One approach to learning through remixing is to provide tools that will expose the structure of media products, making it accessible to all. Erik Blankinship and the Media Modifications group unveil tools for this kind of activity on the Web at Adapt.tv.

By remixing PacMan in their own voice, Juan Devis' Latino students created a new video game, El Immingrante, about cleaning up their Los Angeles neighborhood while staying one step ahead of a pursuing vigilante enforcer.

Renee Hobbs, a longtime developer of media literacy curricula, sees remixing as a powerful way to highlight the constructedness of media content, and thus to reveal the plasticity of meaning. She has developed a suite of games that a girl can play to create her own song, by choosing a message, musical genre, set of lyrics, voice effects, and even designing a custom avatar to perform it.

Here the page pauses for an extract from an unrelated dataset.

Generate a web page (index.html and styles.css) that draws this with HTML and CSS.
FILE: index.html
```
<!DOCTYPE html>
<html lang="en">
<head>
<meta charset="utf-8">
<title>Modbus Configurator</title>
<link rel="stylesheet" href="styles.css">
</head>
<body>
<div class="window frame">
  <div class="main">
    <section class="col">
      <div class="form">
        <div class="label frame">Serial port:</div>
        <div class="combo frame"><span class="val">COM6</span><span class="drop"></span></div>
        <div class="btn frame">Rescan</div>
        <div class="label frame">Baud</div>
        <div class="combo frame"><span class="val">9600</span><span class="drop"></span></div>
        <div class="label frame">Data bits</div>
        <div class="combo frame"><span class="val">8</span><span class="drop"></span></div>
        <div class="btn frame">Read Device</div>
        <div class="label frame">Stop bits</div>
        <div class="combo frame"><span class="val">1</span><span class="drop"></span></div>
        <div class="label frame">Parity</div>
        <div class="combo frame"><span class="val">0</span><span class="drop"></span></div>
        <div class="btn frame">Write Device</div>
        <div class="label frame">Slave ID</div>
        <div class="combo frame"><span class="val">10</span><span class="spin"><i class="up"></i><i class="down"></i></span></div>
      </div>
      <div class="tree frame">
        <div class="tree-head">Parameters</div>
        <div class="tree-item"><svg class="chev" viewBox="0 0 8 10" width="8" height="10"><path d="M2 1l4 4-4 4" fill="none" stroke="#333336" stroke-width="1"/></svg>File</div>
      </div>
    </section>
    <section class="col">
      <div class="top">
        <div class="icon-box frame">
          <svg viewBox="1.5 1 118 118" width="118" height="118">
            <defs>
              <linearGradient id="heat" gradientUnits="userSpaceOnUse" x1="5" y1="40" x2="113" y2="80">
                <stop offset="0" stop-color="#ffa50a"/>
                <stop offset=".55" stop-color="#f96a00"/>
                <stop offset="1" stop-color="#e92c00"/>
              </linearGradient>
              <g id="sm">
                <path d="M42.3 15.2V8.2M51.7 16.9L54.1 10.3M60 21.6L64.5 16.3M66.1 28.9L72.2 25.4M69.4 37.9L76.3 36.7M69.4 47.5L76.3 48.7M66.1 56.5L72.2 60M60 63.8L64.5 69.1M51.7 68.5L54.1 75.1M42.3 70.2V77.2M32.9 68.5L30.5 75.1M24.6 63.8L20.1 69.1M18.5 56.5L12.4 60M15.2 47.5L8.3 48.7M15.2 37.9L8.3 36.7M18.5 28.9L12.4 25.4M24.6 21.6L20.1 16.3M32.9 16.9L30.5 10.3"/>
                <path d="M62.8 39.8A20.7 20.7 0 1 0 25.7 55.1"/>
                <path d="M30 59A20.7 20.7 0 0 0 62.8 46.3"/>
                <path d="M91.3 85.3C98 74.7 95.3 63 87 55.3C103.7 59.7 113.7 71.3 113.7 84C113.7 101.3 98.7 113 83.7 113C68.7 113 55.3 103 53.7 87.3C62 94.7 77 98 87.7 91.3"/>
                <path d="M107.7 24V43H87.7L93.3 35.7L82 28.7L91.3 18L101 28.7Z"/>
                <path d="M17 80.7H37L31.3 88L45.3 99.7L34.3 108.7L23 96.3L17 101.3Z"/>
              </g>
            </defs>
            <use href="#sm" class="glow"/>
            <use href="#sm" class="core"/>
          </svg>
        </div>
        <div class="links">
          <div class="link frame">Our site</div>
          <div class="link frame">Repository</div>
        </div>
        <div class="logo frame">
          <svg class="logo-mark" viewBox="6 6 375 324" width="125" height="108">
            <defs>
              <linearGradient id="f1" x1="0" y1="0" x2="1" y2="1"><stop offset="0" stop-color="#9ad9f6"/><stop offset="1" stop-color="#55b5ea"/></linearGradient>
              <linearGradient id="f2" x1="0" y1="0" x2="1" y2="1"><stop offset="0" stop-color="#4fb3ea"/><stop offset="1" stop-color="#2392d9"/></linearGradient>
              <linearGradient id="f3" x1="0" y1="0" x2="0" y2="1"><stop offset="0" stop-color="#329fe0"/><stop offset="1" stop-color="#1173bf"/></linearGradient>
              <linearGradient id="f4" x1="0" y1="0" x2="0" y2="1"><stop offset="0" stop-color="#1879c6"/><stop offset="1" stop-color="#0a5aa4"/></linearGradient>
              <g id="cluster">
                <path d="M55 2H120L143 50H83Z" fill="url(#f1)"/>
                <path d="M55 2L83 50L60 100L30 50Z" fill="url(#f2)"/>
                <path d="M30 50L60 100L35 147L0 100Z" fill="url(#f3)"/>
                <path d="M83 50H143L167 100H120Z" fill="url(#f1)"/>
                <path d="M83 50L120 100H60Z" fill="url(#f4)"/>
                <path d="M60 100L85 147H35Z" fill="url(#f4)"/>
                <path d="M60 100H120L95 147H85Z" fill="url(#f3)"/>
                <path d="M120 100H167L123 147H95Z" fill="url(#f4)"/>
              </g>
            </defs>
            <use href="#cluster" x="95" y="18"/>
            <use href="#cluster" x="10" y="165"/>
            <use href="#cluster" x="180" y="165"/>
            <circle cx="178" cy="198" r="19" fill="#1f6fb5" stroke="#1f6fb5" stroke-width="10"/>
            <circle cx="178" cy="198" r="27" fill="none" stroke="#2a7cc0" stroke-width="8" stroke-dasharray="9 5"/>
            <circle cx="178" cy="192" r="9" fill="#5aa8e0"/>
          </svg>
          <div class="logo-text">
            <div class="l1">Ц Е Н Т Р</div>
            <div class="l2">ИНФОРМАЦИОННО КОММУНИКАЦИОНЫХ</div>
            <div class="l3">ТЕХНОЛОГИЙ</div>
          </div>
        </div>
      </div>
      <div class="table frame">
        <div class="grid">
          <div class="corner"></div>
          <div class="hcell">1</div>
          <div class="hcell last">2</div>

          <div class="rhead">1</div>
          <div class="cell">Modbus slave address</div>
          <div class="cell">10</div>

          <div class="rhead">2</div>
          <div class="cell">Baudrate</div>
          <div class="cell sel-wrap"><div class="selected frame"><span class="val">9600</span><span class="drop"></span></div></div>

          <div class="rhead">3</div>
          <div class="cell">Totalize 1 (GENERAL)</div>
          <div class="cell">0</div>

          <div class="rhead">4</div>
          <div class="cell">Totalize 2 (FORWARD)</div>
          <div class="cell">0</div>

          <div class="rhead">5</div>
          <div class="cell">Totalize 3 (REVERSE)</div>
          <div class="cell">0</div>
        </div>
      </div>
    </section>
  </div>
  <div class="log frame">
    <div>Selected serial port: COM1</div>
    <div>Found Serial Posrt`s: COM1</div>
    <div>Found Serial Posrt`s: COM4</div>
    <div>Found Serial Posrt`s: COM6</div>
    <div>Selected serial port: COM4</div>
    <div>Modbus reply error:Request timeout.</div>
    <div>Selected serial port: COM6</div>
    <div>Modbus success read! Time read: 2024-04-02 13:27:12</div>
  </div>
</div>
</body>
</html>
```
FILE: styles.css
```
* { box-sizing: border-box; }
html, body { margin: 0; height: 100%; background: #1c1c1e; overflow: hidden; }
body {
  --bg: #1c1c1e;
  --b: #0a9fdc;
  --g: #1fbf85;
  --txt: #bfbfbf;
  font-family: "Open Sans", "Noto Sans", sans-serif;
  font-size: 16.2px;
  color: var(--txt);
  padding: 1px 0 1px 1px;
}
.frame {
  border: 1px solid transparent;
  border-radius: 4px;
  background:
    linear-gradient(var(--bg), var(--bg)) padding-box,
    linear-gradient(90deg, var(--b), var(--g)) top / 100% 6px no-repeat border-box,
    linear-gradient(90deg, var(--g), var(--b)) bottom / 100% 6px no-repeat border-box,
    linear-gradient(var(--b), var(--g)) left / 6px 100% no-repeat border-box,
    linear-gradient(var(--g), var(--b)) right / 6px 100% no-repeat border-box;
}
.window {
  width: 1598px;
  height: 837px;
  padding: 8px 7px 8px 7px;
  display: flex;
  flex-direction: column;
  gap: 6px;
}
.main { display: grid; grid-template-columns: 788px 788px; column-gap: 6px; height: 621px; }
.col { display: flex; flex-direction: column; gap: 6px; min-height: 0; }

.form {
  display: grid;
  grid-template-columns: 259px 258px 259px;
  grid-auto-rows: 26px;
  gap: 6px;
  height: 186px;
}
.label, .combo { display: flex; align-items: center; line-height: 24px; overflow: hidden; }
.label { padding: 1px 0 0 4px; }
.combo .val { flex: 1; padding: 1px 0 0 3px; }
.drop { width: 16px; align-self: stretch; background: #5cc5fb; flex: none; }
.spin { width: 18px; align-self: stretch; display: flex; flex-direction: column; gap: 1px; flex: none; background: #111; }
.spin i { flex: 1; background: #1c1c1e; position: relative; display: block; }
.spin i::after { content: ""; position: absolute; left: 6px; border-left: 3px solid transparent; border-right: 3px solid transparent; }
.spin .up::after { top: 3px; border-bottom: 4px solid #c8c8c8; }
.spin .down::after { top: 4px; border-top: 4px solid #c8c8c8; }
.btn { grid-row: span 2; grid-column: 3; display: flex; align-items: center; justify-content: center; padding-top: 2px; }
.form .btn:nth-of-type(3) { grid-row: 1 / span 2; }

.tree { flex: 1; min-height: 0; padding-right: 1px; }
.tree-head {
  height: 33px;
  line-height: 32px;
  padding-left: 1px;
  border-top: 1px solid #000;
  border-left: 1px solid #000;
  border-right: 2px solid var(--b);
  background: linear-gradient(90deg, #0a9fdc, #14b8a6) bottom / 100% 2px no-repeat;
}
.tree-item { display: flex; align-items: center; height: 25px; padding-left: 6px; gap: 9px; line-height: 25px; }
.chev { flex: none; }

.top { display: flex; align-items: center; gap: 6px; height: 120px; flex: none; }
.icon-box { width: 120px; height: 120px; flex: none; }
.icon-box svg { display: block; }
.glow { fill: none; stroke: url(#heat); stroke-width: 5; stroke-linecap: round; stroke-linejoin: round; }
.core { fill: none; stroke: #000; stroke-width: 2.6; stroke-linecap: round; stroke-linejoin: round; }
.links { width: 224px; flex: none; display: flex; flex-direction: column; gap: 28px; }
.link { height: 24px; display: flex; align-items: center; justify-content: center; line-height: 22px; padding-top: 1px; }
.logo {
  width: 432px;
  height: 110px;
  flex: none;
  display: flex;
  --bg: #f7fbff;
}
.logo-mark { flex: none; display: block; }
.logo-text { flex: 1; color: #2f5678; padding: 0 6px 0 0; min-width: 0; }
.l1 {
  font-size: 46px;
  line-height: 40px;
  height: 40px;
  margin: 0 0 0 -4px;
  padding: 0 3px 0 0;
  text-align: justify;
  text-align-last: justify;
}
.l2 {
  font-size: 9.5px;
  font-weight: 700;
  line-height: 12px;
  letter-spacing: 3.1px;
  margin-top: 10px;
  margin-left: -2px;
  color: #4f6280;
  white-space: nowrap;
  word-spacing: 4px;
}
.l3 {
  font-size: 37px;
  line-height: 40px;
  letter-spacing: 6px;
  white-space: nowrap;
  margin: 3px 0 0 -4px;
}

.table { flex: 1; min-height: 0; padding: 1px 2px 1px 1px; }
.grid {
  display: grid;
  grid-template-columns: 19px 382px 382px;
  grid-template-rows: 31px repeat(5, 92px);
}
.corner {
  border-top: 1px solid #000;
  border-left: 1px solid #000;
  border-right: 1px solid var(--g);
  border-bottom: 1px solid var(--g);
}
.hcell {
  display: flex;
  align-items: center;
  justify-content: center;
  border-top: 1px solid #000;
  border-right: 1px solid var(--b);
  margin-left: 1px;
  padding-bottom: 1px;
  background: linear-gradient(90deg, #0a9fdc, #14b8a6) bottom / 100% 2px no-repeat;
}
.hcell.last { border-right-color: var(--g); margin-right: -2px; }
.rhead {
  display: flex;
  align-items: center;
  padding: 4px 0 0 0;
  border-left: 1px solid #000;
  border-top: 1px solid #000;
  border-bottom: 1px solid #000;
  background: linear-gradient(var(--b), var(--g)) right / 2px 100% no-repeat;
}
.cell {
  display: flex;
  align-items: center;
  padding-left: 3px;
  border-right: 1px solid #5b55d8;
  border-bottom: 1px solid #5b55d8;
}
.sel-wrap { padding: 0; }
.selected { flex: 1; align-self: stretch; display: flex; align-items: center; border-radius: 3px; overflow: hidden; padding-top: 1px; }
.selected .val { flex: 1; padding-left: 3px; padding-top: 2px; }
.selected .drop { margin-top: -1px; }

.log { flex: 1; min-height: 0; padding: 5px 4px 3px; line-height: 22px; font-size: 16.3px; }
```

My Pop Studio, available on the Web since mid-2006, helps girls understand how music evokes an emotional response, while giving them the pleasure and sense of power that comes from manipulating familiar materials.

In yet another medium, theater, Ricardo Pitts-Wiley exploits remixing to make literacy more inclusive. He's adopted quite a challenge: to make more compelling for young people, while preserving the integrity of the novel. For example, children don't necessarily identify with a white whale, but they do understand "the vengeful pursuit of something that has hurt you", when the white nemesis is translated into cocaine. Ultimately it takes a community to sustain literacy, and Pitts-Wiley hopes theater can enlist widespread interest and support, much as the Bible used to provide a shared literary resource for all races and classes of people in the West.